The harsh crack penalties have fallen mostly on low-level cocaine offenders, many with no previous criminal history. According to an analysis by the Criminal Justice Policy Foundation, just 7 percent of federal cocaine cases are directed at high-level traffickers. Instead, federal authorities squander huge amounts of resources on small cogs in the cocaine distribution network: One-third of all federal cocaine cases involve an average of 52 grams - the weight of a candy bar. This is a terrible misuse of the time and talent of federal law enforcement and prosecutors. Plus, it has clogged the federal courts with cases that can be handled easily by the states. If we are to stop the flood of cocaine coming into the country, federal law enforcement should be focused on high-level traffickers.
After nearly 25 years of experience with this penalty scheme in place, we know that, contrary to what the sponsors of the original law believed, crack cocaine is not more dangerous than powder. Not only does the disparity between the two drugs lack scientific basis, it harms communities and drains law enforcement resources. That is why S. 1789 is supported by the Federal Law Enforcement Officers Association, the National District Attorneys Association and the International Union of Police Associations. It also is supported by religious groups such as my own organization, Prison Fellowship, as well as the National Association of Evangelicals and CitizenLink of Focus on the Family. In addition, many conservative leaders, such as David Keene, chairman of the American Conservative Union; Grover Norquist, president of Americans for Tax Reform; former Rep. J.C. Watts; and former U.S. attorney and former head of the Drug Enforcement Administration Asa Hutchinson support this reform.
Despite the substantial cost to taxpayers and society, the crack-powder ratio has resulted in no real impact on the cocaine trade - and has diverted precious federal resources from stopping drug kingpins to chasing after low-level local offenders. The truth is that crack cocaine dealers are at the lowest end of the cocaine distribution chain. These small dealers are easily replaced with other young people gullible enough to think they can get rich quickly dealing crack.
For these reasons, Congress needs to fix the disparity. The bill approved by the Senate earlier this year would reduce the 100:1 powder-crack disparity to just 18:1. It would eliminate the five-year mandatory minimum for simple crack possession. Finally, it would address concerns about violence associated with crack use by recommending a guideline increase for drug crimes involving violence.

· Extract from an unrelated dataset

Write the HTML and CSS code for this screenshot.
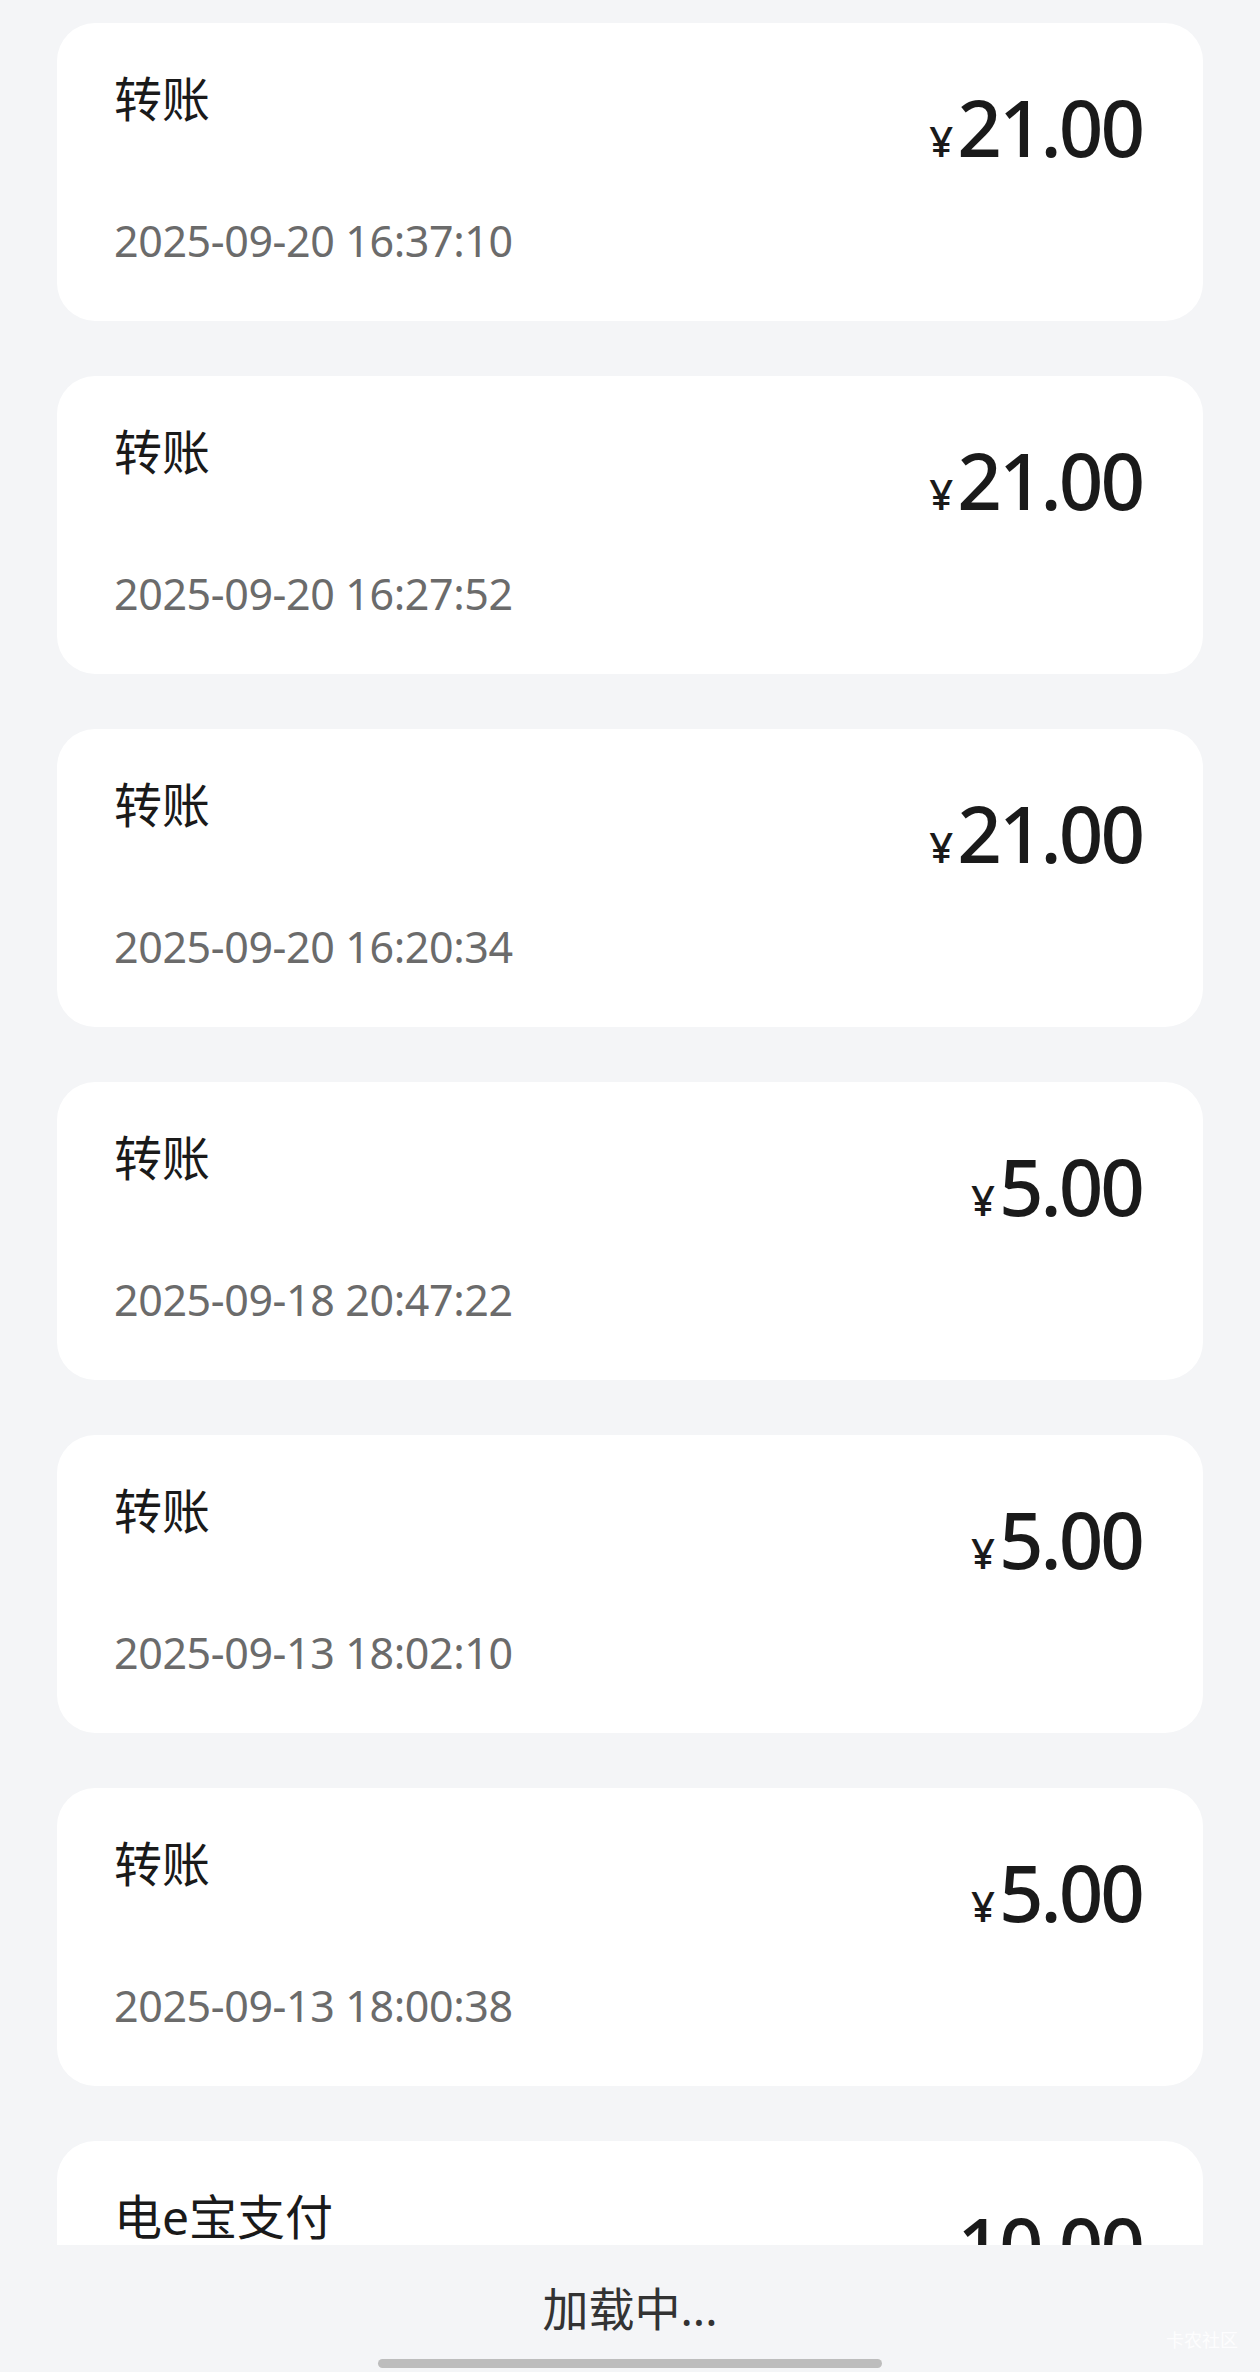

Our federal laws should reflect our shared values - values that include liberty, equality and compassion. Enactment of the reform bill pending in the House would advance all of these values. It would put an end to excessive deprivations of freedom; it would treat drug offenders equally, and it would demonstrate compassion for those who commit minor offenses yet deserve a second chance to fulfill their responsibilities to family and community.
Leaders in the Senate showed remarkable integrity when they put partisan differences aside and embraced this responsible sentencing reform in March. We hope House leaders, including our own Virginia Rep. Eric Cantor, the House minority whip, will join them in addressing this injustice and support S. 1789.
Pat Nolan is vice president of Prison Fellowship, the nation’s largest ministry to prisoners and their families.